JpGU-AGU Joint Meeting 2020

Presentation information

[J] Poster

H (Human Geosciences ) » H-CG Complex & General

[H-CG28] Nuclear Energy and Geoscience

convener:Eiji Sasao(Tono Geoscience Center, Japan Atomic Energy Agency), Ryuta Hataya(Central Research Institute of Electric Power Industry), Shinji Takeuchi(Department of Earth and Environmental Sciences, College of Humanities & Sciences, Nihon University)

[HCG28-P06] Trial of domain segmentation of granite based on fracture orientations using Dip Azimuth Vector plot

*Shuji Terusawa1, Koji Shimada2 (1.OYO CORPORATION, 2.Japan Atomic Energy Agency)

In geological disposal of radioactive waste, it is important to develop a method to extract as much information as possible from one borehole. Here we show the results of a trial of domain segmentation of granite using the Dip Azimuth Vector plot, which is often used in resource exploration drilling, according to the dominant fracture direction in each part observed by BHTV. The term “domain segmentation” means that, for example, a fracture dominant region having a NE-oriented strike and a high-angle NW dip is distributed 50 m in borehole length, and a deeper section is distributed in a section in another direction. In crystalline rocks such as granite, cracks are the main flow path of groundwater. Improving the method of quickly grasping the fracture dominant direction and the intersection of fracture systems at domain boundaries will contribute to the refinement of groundwater flow models.

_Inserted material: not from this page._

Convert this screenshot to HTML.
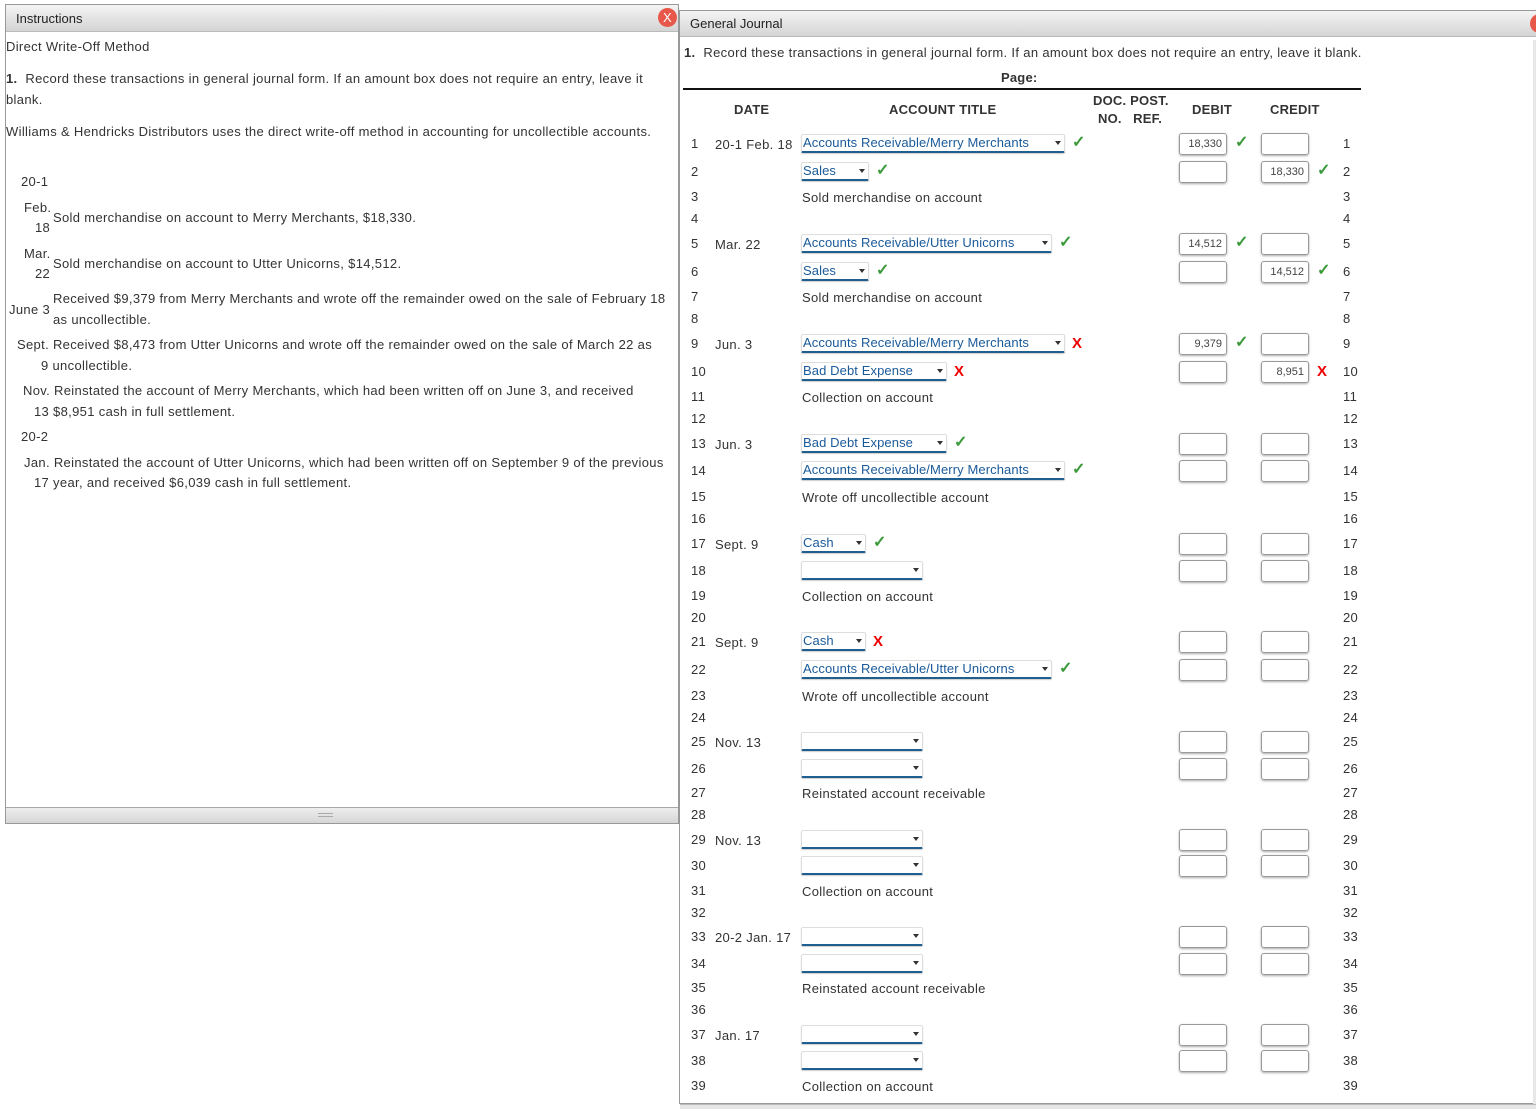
<!DOCTYPE html>
<html><head><meta charset="utf-8"><style>
*{box-sizing:border-box;margin:0;padding:0}
body{width:1536px;height:1109px;background:#fff;position:relative;overflow:hidden;font-family:"Liberation Sans",sans-serif;font-size:13px;color:#333;letter-spacing:0.33px}
.a{position:absolute;white-space:nowrap;line-height:18px}
.hdr{position:absolute;background:linear-gradient(#f4f4f4,#d4d4d4);border-bottom:1px solid #bbb;color:#222;font-size:13px;letter-spacing:0}
.n{position:absolute;left:691px;line-height:18px;top:1px}
.r{position:absolute;left:1343px;line-height:18px}
.d{position:absolute;left:715px;line-height:18px}
.t{position:absolute;left:802px;line-height:18px}
.s{position:absolute;left:801px;height:19px;border:1px solid #ddd;border-bottom:2px solid #1f5f8f;border-radius:2px;color:#1a5a9a;line-height:15px;padding-left:1px;box-shadow:0 1px 1px #ccc;white-space:nowrap;letter-spacing:0.1px}
.s:after{content:"";position:absolute;right:3px;top:6px;border-left:3px solid transparent;border-right:3px solid transparent;border-top:4px solid #333}
.i{position:absolute;width:48px;height:22px;border:1px solid #999;border-radius:3px;box-shadow:0 1px 2px #aaa;font-size:11px;text-align:right;padding-right:4px;line-height:20px;color:#444;letter-spacing:0}
.db{left:1179px}.cr{left:1261px}
.ok{position:absolute;color:#3a9a3a;font-size:16px;font-weight:bold;line-height:18px}
.x{position:absolute;color:#e00;font-size:15px;font-weight:bold;line-height:18px}
.th{position:absolute;font-weight:bold;line-height:18px;color:#333;letter-spacing:0.2px}
</style></head><body>
<div style="position:absolute;left:5px;top:4px;width:674px;height:820px;border:1px solid #999;background:#fff"></div>
<div class="hdr" style="left:6px;top:5px;width:672px;height:27px;padding:6px 10px;line-height:15px">Instructions</div>
<div style="position:absolute;left:658px;top:8px;width:19px;height:19px;border-radius:50%;background:#e8584a;color:#fff;font-size:13px;text-align:center;line-height:19px">X</div>
<div class="hdr" style="left:6px;top:807px;width:672px;height:16px;border-top:1px solid #aaa;border-bottom:none;background:linear-gradient(#eee,#d6d6d6)"></div>
<div style="position:absolute;left:318px;top:813px;width:15px;height:4px;border-top:1px solid #aaa;border-bottom:1px solid #aaa"></div>
<div class="a" style="left:6px;top:38px">Direct Write-Off Method</div>
<div class="a" style="left:6px;top:70px"><b>1.</b>&nbsp; Record these transactions in general journal form. If an amount box does not require an entry, leave it</div>
<div class="a" style="left:6px;top:91px">blank.</div>
<div class="a" style="left:6px;top:123px">Williams &amp; Hendricks Distributors uses the direct write-off method in accounting for uncollectible accounts.</div>
<div class="a" style="left:21px;top:173px">20-1</div>
<div class="a" style="left:24px;top:199px">Feb.</div>
<div class="a" style="left:35px;top:219px">18</div>
<div class="a" style="left:53px;top:209px">Sold merchandise on account to Merry Merchants, $18,330.</div>
<div class="a" style="left:24px;top:245px">Mar.</div>
<div class="a" style="left:35px;top:265px">22</div>
<div class="a" style="left:53px;top:255px">Sold merchandise on account to Utter Unicorns, $14,512.</div>
<div class="a" style="left:9px;top:301px">June 3</div>
<div class="a" style="left:53px;top:290px">Received $9,379 from Merry Merchants and wrote off the remainder owed on the sale of February 18</div>
<div class="a" style="left:53px;top:311px">as uncollectible.</div>
<div class="a" style="left:17px;top:336px">Sept. Received $8,473 from Utter Unicorns and wrote off the remainder owed on the sale of March 22 as</div>
<div class="a" style="left:41px;top:357px">9 uncollectible.</div>
<div class="a" style="left:23px;top:382px">Nov. Reinstated the account of Merry Merchants, which had been written off on June 3, and received</div>
<div class="a" style="left:34px;top:403px">13 $8,951 cash in full settlement.</div>
<div class="a" style="left:21px;top:428px">20-2</div>
<div class="a" style="left:24px;top:454px">Jan. Reinstated the account of Utter Unicorns, which had been written off on September 9 of the previous</div>
<div class="a" style="left:34px;top:474px">17 year, and received $6,039 cash in full settlement.</div>

<div style="position:absolute;left:679px;top:10px;width:860px;height:1094px;border:1px solid #999;background:#fff"></div>
<div class="hdr" style="left:680px;top:11px;width:856px;height:26px;padding:5px 10px;line-height:15px">General Journal</div>
<div style="position:absolute;left:1530px;top:14px;width:19px;height:19px;border-radius:50%;background:#e8584a"></div>
<div style="position:absolute;left:1533px;top:40px;width:3px;height:1064px;background:#e8e8e8"></div>
<div style="position:absolute;left:680px;top:1104px;width:856px;height:5px;background:#e6e6e6;border-top:1px solid #bbb"></div>
<div class="a" style="left:684px;top:44px"><b>1.</b>&nbsp; Record these transactions in general journal form. If an amount box does not require an entry, leave it blank.</div>
<div class="th" style="left:1001px;top:69px">Page:</div>
<div style="position:absolute;left:683px;top:88px;width:678px;height:2px;background:#111"></div>
<div class="th" style="left:734px;top:101px">DATE</div>
<div class="th" style="left:889px;top:101px">ACCOUNT TITLE</div>
<div class="th" style="left:1093px;top:92px">DOC. POST.</div>
<div class="th" style="left:1098px;top:110px">NO.&nbsp;&nbsp; REF.</div>
<div class="th" style="left:1192px;top:101px">DEBIT</div>
<div class="th" style="left:1270px;top:101px">CREDIT</div>

<div class="n" style="top:135px">1</div><div class="r" style="top:135px">1</div>
<div class="n" style="top:163px">2</div><div class="r" style="top:163px">2</div>
<div class="n" style="top:188px">3</div><div class="r" style="top:188px">3</div>
<div class="n" style="top:210px">4</div><div class="r" style="top:210px">4</div>
<div class="n" style="top:235px">5</div><div class="r" style="top:235px">5</div>
<div class="n" style="top:263px">6</div><div class="r" style="top:263px">6</div>
<div class="n" style="top:288px">7</div><div class="r" style="top:288px">7</div>
<div class="n" style="top:310px">8</div><div class="r" style="top:310px">8</div>
<div class="n" style="top:335px">9</div><div class="r" style="top:335px">9</div>
<div class="n" style="top:363px">10</div><div class="r" style="top:363px">10</div>
<div class="n" style="top:388px">11</div><div class="r" style="top:388px">11</div>
<div class="n" style="top:410px">12</div><div class="r" style="top:410px">12</div>
<div class="n" style="top:435px">13</div><div class="r" style="top:435px">13</div>
<div class="n" style="top:462px">14</div><div class="r" style="top:462px">14</div>
<div class="n" style="top:488px">15</div><div class="r" style="top:488px">15</div>
<div class="n" style="top:510px">16</div><div class="r" style="top:510px">16</div>
<div class="n" style="top:535px">17</div><div class="r" style="top:535px">17</div>
<div class="n" style="top:562px">18</div><div class="r" style="top:562px">18</div>
<div class="n" style="top:587px">19</div><div class="r" style="top:587px">19</div>
<div class="n" style="top:609px">20</div><div class="r" style="top:609px">20</div>
<div class="n" style="top:633px">21</div><div class="r" style="top:633px">21</div>
<div class="n" style="top:661px">22</div><div class="r" style="top:661px">22</div>
<div class="n" style="top:687px">23</div><div class="r" style="top:687px">23</div>
<div class="n" style="top:709px">24</div><div class="r" style="top:709px">24</div>
<div class="n" style="top:733px">25</div><div class="r" style="top:733px">25</div>
<div class="n" style="top:760px">26</div><div class="r" style="top:760px">26</div>
<div class="n" style="top:784px">27</div><div class="r" style="top:784px">27</div>
<div class="n" style="top:806px">28</div><div class="r" style="top:806px">28</div>
<div class="n" style="top:831px">29</div><div class="r" style="top:831px">29</div>
<div class="n" style="top:857px">30</div><div class="r" style="top:857px">30</div>
<div class="n" style="top:882px">31</div><div class="r" style="top:882px">31</div>
<div class="n" style="top:904px">32</div><div class="r" style="top:904px">32</div>
<div class="n" style="top:928px">33</div><div class="r" style="top:928px">33</div>
<div class="n" style="top:955px">34</div><div class="r" style="top:955px">34</div>
<div class="n" style="top:979px">35</div><div class="r" style="top:979px">35</div>
<div class="n" style="top:1001px">36</div><div class="r" style="top:1001px">36</div>
<div class="n" style="top:1026px">37</div><div class="r" style="top:1026px">37</div>
<div class="n" style="top:1052px">38</div><div class="r" style="top:1052px">38</div>
<div class="n" style="top:1077px">39</div><div class="r" style="top:1077px">39</div>

<div class="d" style="top:136px">20-1 Feb. 18</div>
<div class="d" style="top:236px">Mar. 22</div>
<div class="d" style="top:336px">Jun. 3</div>
<div class="d" style="top:436px">Jun. 3</div>
<div class="d" style="top:536px">Sept. 9</div>
<div class="d" style="top:634px">Sept. 9</div>
<div class="d" style="top:734px">Nov. 13</div>
<div class="d" style="top:832px">Nov. 13</div>
<div class="d" style="top:929px">20-2 Jan. 17</div>
<div class="d" style="top:1027px">Jan. 17</div>

<div class="t" style="top:189px">Sold merchandise on account</div>
<div class="t" style="top:289px">Sold merchandise on account</div>
<div class="t" style="top:389px">Collection on account</div>
<div class="t" style="top:489px">Wrote off uncollectible account</div>
<div class="t" style="top:588px">Collection on account</div>
<div class="t" style="top:688px">Wrote off uncollectible account</div>
<div class="t" style="top:785px">Reinstated account receivable</div>
<div class="t" style="top:883px">Collection on account</div>
<div class="t" style="top:980px">Reinstated account receivable</div>
<div class="t" style="top:1078px">Collection on account</div>

<div class="s" style="top:134px;width:264px">Accounts Receivable/Merry Merchants</div><div class="ok" style="left:1072px;top:134px">✓</div>
<div class="s" style="top:162px;width:68px">Sales</div><div class="ok" style="left:876px;top:162px">✓</div>
<div class="s" style="top:234px;width:251px">Accounts Receivable/Utter Unicorns</div><div class="ok" style="left:1059px;top:234px">✓</div>
<div class="s" style="top:262px;width:68px">Sales</div><div class="ok" style="left:876px;top:262px">✓</div>
<div class="s" style="top:334px;width:264px">Accounts Receivable/Merry Merchants</div><div class="x" style="left:1072px;top:335px">X</div>
<div class="s" style="top:362px;width:146px">Bad Debt Expense</div><div class="x" style="left:954px;top:363px">X</div>
<div class="s" style="top:434px;width:146px">Bad Debt Expense</div><div class="ok" style="left:954px;top:434px">✓</div>
<div class="s" style="top:461px;width:264px">Accounts Receivable/Merry Merchants</div><div class="ok" style="left:1072px;top:461px">✓</div>
<div class="s" style="top:534px;width:65px">Cash</div><div class="ok" style="left:873px;top:534px">✓</div>
<div class="s" style="top:561px;width:122px"></div>
<div class="s" style="top:632px;width:65px">Cash</div><div class="x" style="left:873px;top:633px">X</div>
<div class="s" style="top:660px;width:251px">Accounts Receivable/Utter Unicorns</div><div class="ok" style="left:1059px;top:660px">✓</div>
<div class="s" style="top:732px;width:122px"></div>
<div class="s" style="top:759px;width:122px"></div>
<div class="s" style="top:830px;width:122px"></div>
<div class="s" style="top:856px;width:122px"></div>
<div class="s" style="top:927px;width:122px"></div>
<div class="s" style="top:954px;width:122px"></div>
<div class="s" style="top:1025px;width:122px"></div>
<div class="s" style="top:1051px;width:122px"></div>

<div class="i db" style="top:133px">18,330</div><div class="ok" style="left:1235px;top:134px">✓</div><div class="i cr" style="top:133px"></div>
<div class="i db" style="top:161px"></div><div class="i cr" style="top:161px">18,330</div><div class="ok" style="left:1317px;top:162px">✓</div>
<div class="i db" style="top:233px">14,512</div><div class="ok" style="left:1235px;top:234px">✓</div><div class="i cr" style="top:233px"></div>
<div class="i db" style="top:261px"></div><div class="i cr" style="top:261px">14,512</div><div class="ok" style="left:1317px;top:262px">✓</div>
<div class="i db" style="top:333px">9,379</div><div class="ok" style="left:1235px;top:334px">✓</div><div class="i cr" style="top:333px"></div>
<div class="i db" style="top:361px"></div><div class="i cr" style="top:361px">8,951</div><div class="x" style="left:1317px;top:363px">X</div>
<div class="i db" style="top:433px"></div><div class="i cr" style="top:433px"></div>
<div class="i db" style="top:460px"></div><div class="i cr" style="top:460px"></div>
<div class="i db" style="top:533px"></div><div class="i cr" style="top:533px"></div>
<div class="i db" style="top:560px"></div><div class="i cr" style="top:560px"></div>
<div class="i db" style="top:631px"></div><div class="i cr" style="top:631px"></div>
<div class="i db" style="top:659px"></div><div class="i cr" style="top:659px"></div>
<div class="i db" style="top:731px"></div><div class="i cr" style="top:731px"></div>
<div class="i db" style="top:758px"></div><div class="i cr" style="top:758px"></div>
<div class="i db" style="top:829px"></div><div class="i cr" style="top:829px"></div>
<div class="i db" style="top:855px"></div><div class="i cr" style="top:855px"></div>
<div class="i db" style="top:926px"></div><div class="i cr" style="top:926px"></div>
<div class="i db" style="top:953px"></div><div class="i cr" style="top:953px"></div>
<div class="i db" style="top:1024px"></div><div class="i cr" style="top:1024px"></div>
<div class="i db" style="top:1050px"></div><div class="i cr" style="top:1050px"></div>
</body></html>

The data used was strike and dip of about 800 fractures obtained from a 240m borehole TV image taken at the MBC-2 hole drilled on the site of the Japan Atomic Energy Agency's prototype fast breeder reactor Monju. The Dip Azimuth Vector plot (also called the Walkout plot) accumulates the sine and cosine of each data from the dip direction (360-degree dip direction), the cumulative sine on the vertical axis and the cumulative cosine on the horizontal axis on the Cartesian coordinates. This is a method of observing the trend and its change by the dip direction of planer structures, and is used to divide the geological structure in the borehole direction (eg Ciupercă et al., 2018). Here, the origin is the ground surface, and the depth at which the trend is bent, that is, the domain boundary (m; rounded off to the decimal point) and domains A to L are shown (Fig. 1). They have the following characteristics:

Domain A (section length 75m, the same applies hereafter)-Slope direction SSW trend (the same applies below) showing large variations. Domain B (37m)-Small variation in SE trend. Domain C (12m) -NE trend showing small variations. Domain D (18m) -SE trend showing small variations, and the trend matches the domain B. Domain E (11m) -SSW trend showing large variations. Domain F (9m) – WNW trend showing small variations. Domain G (37m) - SE trend, same as B and D, showing small variations. Domain H (11m) -E trend showing small variations. Domain I (4m) -WNW trend, same as F, showing small variations. Domain J (13m) -ESE trend showing small variations. Domain K (2m) -NNW trend showing small variations. Domain L (10m) -ESE trend, same as J, showing small variations. The median of the section length excluding the domain A and L is 11.5 m, and the average value is about 15 m. The average dip of the fracture is about 47 degrees since the cumulative dip angle is 37226 degrees with respect to the number of fractures of 794, and the variation in each domain is small. Domains B, C and D, for example, have the strike and dip of, B and D; N29E47E, C; N45W47E. Intersection lines of the domain boundaries, i.e., intersection of the two dominant fracture orientations, dips 41 degrees into 82 degrees of azimuth, as a possible pipe-like flow path of groundwater.
We present some results of domain division analyses using a few neighboring boring hole data.